A recent study showed that 67% of global data and analytics technology decisions makers are implementing, have implemented, or are expanding their use of real-time analytics. Data streaming, the back-bone for real-time analytics, is a concept being adopted widely due to the limitations of traditional data processing methods that aren't able to keep up with the complexity of today’s modern requirements. As most of these obsolete systems only process data as groups of transactions collected over periods of time, organizations are actively seeking to go real-time, acting on up-to-the-millisecond data. This continuous data offers numerous advantages that are transforming the way businesses run.


In this blog, we’ll talk about different ways of processing data, data architectures and where data observability fits in the big picture.

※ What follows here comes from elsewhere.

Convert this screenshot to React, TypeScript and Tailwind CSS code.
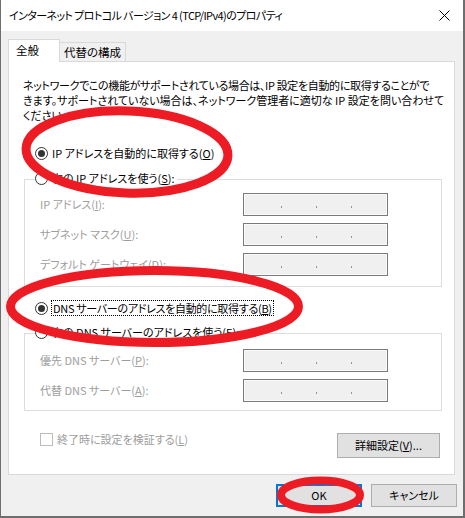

Let's start with some fundamental definitions.


(Near)Real-time data processing provides near-instantaneous outputs. The processing is done as soon as the data is produced or ingested into the system, so data streams can be processed, stored, analyzed, and acted upon as data is generated in near real-time.


A good streaming architecture including pub-sub forms the foundation of this approach.


In contrast, a batch data processing system collects data over a set period of time and then processes the data in bulk, which also means output is received at a much later time. The data could be processed, stored, or analyzed after collection.

Data consumptions use-cases

Let's lead this with the “Why” or the use-cases to narrow if data needs to be consumed in batch or real-time.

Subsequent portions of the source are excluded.